Set out every line bearing the string "this".

◆ SUPPLIED RECORDS:
▼
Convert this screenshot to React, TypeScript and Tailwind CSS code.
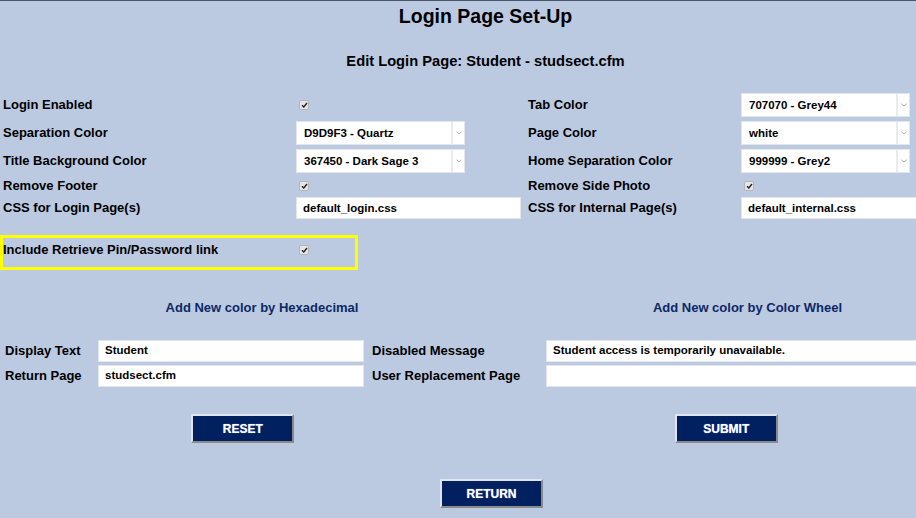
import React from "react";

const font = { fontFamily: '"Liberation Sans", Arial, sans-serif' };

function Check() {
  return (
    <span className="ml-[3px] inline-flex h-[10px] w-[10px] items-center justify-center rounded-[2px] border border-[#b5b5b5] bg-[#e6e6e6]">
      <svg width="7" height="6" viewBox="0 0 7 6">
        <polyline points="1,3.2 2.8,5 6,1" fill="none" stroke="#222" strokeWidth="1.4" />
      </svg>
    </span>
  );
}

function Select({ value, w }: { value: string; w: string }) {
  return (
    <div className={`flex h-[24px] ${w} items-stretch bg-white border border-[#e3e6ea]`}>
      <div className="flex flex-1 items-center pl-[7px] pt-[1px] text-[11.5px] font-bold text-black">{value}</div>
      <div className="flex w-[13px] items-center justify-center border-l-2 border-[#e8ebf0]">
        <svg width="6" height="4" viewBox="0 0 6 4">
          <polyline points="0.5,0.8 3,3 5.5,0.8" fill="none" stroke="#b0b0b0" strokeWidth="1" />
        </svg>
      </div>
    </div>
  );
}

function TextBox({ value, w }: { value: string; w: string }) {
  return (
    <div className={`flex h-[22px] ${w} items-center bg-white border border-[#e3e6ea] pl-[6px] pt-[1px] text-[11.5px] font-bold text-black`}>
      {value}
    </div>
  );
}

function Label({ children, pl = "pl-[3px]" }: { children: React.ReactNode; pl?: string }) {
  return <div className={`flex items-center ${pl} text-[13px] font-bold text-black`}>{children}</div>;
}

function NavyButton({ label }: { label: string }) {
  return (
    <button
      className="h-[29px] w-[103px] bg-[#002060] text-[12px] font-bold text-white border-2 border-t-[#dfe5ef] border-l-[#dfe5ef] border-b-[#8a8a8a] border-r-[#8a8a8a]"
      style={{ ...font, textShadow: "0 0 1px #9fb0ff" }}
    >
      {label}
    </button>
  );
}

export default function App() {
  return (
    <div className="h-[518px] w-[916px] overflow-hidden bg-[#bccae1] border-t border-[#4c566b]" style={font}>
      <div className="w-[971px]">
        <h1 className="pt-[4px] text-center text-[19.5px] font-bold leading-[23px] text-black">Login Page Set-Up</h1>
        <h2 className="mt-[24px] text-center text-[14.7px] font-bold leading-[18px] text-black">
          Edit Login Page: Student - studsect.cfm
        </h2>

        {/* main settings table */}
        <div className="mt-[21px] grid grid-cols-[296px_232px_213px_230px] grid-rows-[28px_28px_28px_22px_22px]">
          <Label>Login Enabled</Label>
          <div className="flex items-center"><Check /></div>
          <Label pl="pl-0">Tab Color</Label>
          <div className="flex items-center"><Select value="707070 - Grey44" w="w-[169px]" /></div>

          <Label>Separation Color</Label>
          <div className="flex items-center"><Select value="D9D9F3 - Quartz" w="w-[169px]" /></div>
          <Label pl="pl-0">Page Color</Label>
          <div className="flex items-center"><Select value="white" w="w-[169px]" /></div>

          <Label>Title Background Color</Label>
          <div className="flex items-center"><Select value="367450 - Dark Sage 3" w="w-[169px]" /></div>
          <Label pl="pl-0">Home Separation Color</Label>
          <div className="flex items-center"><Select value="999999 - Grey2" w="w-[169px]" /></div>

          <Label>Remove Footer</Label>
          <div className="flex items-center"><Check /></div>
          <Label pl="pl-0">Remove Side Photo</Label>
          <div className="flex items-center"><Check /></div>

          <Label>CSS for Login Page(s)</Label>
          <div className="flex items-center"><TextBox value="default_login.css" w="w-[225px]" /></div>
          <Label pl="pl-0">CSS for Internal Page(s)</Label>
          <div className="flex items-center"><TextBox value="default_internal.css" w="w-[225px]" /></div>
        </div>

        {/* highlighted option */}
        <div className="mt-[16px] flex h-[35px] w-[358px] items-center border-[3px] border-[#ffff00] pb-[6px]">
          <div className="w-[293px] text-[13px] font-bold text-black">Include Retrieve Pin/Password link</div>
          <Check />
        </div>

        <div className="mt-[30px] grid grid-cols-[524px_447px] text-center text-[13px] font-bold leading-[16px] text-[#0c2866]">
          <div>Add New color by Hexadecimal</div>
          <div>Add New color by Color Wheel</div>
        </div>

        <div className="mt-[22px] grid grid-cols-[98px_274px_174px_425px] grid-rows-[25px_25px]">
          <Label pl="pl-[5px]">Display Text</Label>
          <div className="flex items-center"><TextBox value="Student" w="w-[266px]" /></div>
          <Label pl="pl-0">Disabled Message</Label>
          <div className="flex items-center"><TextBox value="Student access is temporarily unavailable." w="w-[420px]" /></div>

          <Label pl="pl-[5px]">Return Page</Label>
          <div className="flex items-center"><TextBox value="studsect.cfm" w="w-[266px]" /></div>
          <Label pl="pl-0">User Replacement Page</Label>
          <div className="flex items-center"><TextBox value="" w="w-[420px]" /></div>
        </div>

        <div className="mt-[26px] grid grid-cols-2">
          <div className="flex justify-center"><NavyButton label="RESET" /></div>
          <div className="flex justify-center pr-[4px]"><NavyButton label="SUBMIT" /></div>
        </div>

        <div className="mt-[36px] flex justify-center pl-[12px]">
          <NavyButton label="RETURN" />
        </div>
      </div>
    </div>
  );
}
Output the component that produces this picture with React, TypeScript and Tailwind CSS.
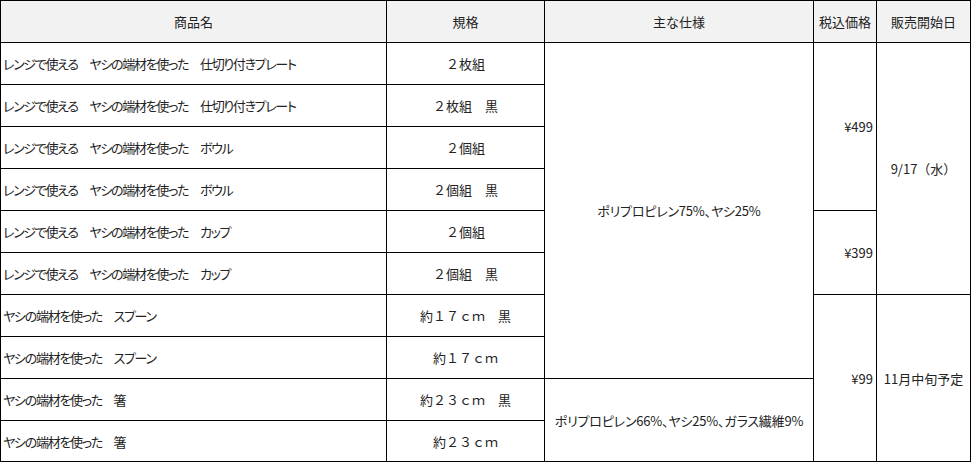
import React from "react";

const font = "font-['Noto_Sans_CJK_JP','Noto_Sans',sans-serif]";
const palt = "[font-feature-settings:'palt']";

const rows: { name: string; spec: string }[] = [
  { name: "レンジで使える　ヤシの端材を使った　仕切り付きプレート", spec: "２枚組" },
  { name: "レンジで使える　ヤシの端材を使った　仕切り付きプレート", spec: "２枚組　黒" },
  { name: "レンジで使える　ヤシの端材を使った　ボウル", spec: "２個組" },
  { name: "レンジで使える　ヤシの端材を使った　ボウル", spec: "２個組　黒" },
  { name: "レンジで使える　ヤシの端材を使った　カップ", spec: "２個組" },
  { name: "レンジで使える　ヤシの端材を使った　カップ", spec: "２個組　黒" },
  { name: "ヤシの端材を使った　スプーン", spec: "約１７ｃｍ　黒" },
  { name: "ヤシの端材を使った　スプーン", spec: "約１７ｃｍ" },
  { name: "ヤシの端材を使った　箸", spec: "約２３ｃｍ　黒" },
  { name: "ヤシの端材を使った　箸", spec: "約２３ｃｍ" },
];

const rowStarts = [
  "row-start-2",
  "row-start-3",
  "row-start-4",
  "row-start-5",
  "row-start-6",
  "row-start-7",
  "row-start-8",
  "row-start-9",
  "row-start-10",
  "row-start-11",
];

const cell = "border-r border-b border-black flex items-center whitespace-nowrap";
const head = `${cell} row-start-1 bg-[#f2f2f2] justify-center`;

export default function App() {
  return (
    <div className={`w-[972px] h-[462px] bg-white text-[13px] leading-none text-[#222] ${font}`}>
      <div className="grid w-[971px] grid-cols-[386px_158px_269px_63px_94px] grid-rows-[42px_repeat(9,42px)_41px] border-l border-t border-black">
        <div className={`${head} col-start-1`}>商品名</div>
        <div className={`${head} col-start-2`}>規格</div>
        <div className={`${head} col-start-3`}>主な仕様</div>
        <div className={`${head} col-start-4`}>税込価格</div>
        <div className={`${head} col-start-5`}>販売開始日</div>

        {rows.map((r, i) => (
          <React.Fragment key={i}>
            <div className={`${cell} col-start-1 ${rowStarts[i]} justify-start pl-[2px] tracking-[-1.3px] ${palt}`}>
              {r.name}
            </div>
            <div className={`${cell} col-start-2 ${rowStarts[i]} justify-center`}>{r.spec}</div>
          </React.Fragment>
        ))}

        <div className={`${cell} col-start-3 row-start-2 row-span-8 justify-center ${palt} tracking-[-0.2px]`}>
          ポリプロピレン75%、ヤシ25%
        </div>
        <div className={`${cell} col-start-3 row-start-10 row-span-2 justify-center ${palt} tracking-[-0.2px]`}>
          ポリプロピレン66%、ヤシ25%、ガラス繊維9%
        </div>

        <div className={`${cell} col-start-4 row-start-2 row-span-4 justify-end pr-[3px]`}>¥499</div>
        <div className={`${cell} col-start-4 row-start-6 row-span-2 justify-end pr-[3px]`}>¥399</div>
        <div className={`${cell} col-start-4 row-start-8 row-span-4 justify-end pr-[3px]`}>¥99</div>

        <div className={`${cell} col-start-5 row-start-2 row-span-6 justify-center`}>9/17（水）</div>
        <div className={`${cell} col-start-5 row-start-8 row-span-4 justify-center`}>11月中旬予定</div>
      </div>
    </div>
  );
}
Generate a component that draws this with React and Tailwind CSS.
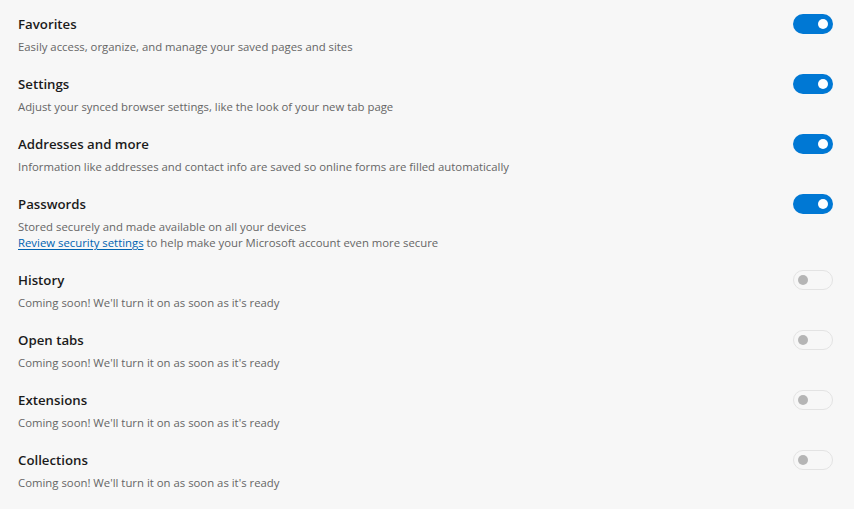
▲
◆ OUTPUT:
Convert this screenshot to React, TypeScript and Tailwind CSS code.
Output the component that produces this picture with React, TypeScript and Tailwind CSS.
Generate a component that draws this with React and Tailwind CSS.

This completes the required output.